Construct the circle with center X and going through any vertex of the pentagon. [The circle goes through all the vertices of the pentagon.]
Find the other point Y where line AX intersects the circle. It should be between C and D.
Open your compass to distance CY and repeatedly mark this distance around the circle, until you get back to C. If you're not careful or are using a dull pencil, you might not get back to C. [All the marked points on the circle are the vertices of a regular 10-gon.]

Adapt the ideas from the construction of the 10-gon to give a straightedge and compass construction of a regular 12-gon. (What figure should you start with?) How could you construct a regular 24-gon? (You don't have to do it--just describe briefly.)
Again start with a regular 5-gon ABCDE, and construct the circumscribed circle as above.

Construct (with straightedge and compass) an equilateral triangle AFG inscribed in the same circle.
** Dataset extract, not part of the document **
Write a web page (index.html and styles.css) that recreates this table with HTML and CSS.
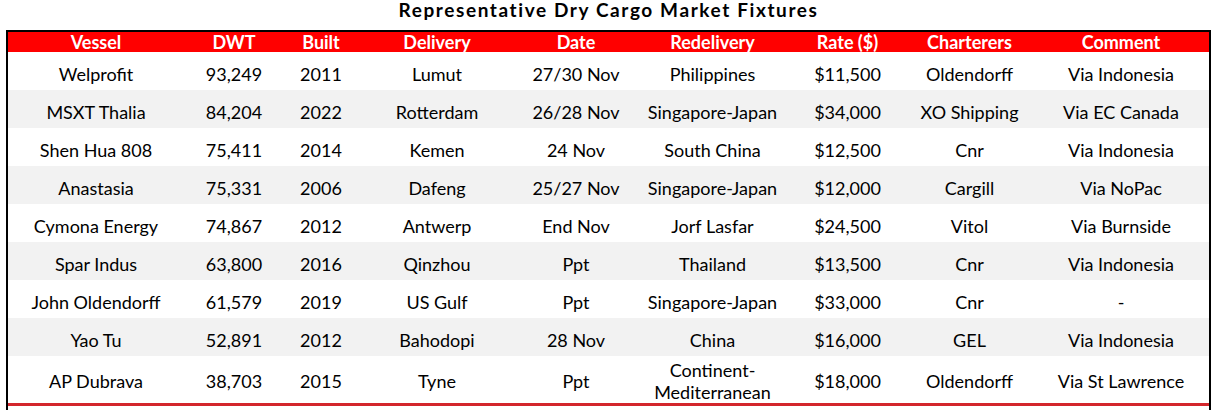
FILE: index.html
```html
<!DOCTYPE html>
<html lang="en">
<head>
<meta charset="utf-8">
<title>Representative Dry Cargo Market Fixtures</title>
<link rel="stylesheet" href="styles.css">
</head>
<body>
<h1 class="title">Representative Dry Cargo Market Fixtures</h1>
<div class="frame">
  <table class="fixtures">
    <colgroup>
      <col class="c-vessel"><col class="c-dwt"><col class="c-built"><col class="c-delivery"><col class="c-date"><col class="c-redelivery"><col class="c-rate"><col class="c-charterers"><col class="c-comment">
    </colgroup>
    <thead>
      <tr><th>Vessel</th><th>DWT</th><th>Built</th><th>Delivery</th><th>Date</th><th>Redelivery</th><th>Rate ($)</th><th>Charterers</th><th>Comment</th></tr>
    </thead>
    <tbody>
      <tr><td>Welprofit</td><td>93,249</td><td>2011</td><td>Lumut</td><td>27/30 Nov</td><td>Philippines</td><td>$11,500</td><td>Oldendorff</td><td>Via Indonesia</td></tr>
      <tr class="alt"><td>MSXT Thalia</td><td>84,204</td><td>2022</td><td>Rotterdam</td><td>26/28 Nov</td><td>Singapore-Japan</td><td>$34,000</td><td>XO Shipping</td><td>Via EC Canada</td></tr>
      <tr><td>Shen Hua 808</td><td>75,411</td><td>2014</td><td>Kemen</td><td>24 Nov</td><td>South China</td><td>$12,500</td><td>Cnr</td><td>Via Indonesia</td></tr>
      <tr class="alt"><td>Anastasia</td><td>75,331</td><td>2006</td><td>Dafeng</td><td>25/27 Nov</td><td>Singapore-Japan</td><td>$12,000</td><td>Cargill</td><td>Via NoPac</td></tr>
      <tr><td>Cymona Energy</td><td>74,867</td><td>2012</td><td>Antwerp</td><td>End Nov</td><td>Jorf Lasfar</td><td>$24,500</td><td>Vitol</td><td>Via Burnside</td></tr>
      <tr class="alt"><td>Spar Indus</td><td>63,800</td><td>2016</td><td>Qinzhou</td><td>Ppt</td><td>Thailand</td><td>$13,500</td><td>Cnr</td><td>Via Indonesia</td></tr>
      <tr><td>John Oldendorff</td><td>61,579</td><td>2019</td><td>US Gulf</td><td>Ppt</td><td>Singapore-Japan</td><td>$33,000</td><td>Cnr</td><td>-</td></tr>
      <tr class="alt"><td>Yao Tu</td><td>52,891</td><td>2012</td><td>Bahodopi</td><td>28 Nov</td><td>China</td><td>$16,000</td><td>GEL</td><td>Via Indonesia</td></tr>
      <tr class="last"><td>AP Dubrava</td><td>38,703</td><td>2015</td><td>Tyne</td><td>Ppt</td><td>Continent-<br>Mediterranean</td><td>$18,000</td><td>Oldendorff</td><td>Via St Lawrence</td></tr>
    </tbody>
  </table>
  <div class="rule"></div>
</div>
</body>
</html>
```
FILE: styles.css
```css
body {
  margin: 0;
  background: #fff;
  color: #000;
  font-family: Lato, "Open Sans", sans-serif;
}

.title {
  margin: 0;
  width: 1217px;
  height: 30px;
  text-align: center;
  font-size: 19px;
  font-weight: 700;
  letter-spacing: 1.6px;
  line-height: 20px;
}

.frame {
  margin-left: 6px;
  width: 1201px;
  border: 2px solid #000;
  border-bottom: 0;
}

.fixtures {
  width: 1201px;
  border-collapse: collapse;
  table-layout: fixed;
}

.c-vessel { width: 176px; }
.c-dwt { width: 100px; }
.c-built { width: 74px; }
.c-delivery { width: 158px; }
.c-date { width: 120px; }
.c-redelivery { width: 153px; }
.c-rate { width: 117px; }
.c-charterers { width: 127px; }
.c-comment { width: 176px; }

.fixtures thead tr {
  height: 20px;
}

.fixtures th {
  padding: 0;
  background: #ff0000;
  color: #fff;
  font-size: 18px;
  font-weight: 700;
  line-height: 20px;
  text-align: center;
}

.fixtures tbody tr {
  height: 38px;
}

.fixtures td {
  padding: 6px 0 0;
  font-size: 18px;
  line-height: 22px;
  text-align: center;
  vertical-align: middle;
  white-space: nowrap;
}

.fixtures .alt td {
  background: #f2f2f2;
}

.fixtures tbody tr.last {
  height: 47px;
}

.fixtures .last td {
  padding-top: 3px;
  line-height: 22px;
}

.rule {
  height: 10px;
  border-top: 3px solid #d3262c;
}
```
Easiest way: Do the construction described in the first assignment of the course, and use the circle around the pentagon as your original circle. Keep drawing circles with centers on the original circle until you get back to the first one. This should give you the vertices of a regular hexagon. Use A and every other vertex of the hexagon to get an equilateral triangle. Mark the other vertices F and G so that the order of points around the circle is ABFCDGE.
Mark off the distance CF around the circle as before. You should hit all the points ABFCDGE, and several others.
Connect all the vertices you just marked off with line segments in order around the circle. What have you just constructed?
What does this have to do with the least common multiple of 3 and 5? Generalize the construction to least common multiples of any two integers greater than 2. Don't go into great detail, just a general statement and recipe.

(Extension) Invent a procedure using only straightedge and compass for dividing a given segment into two pieces whose lengths satisfy the golden ratio. You are not given a segment or length 1, and you may not use any ruler markings.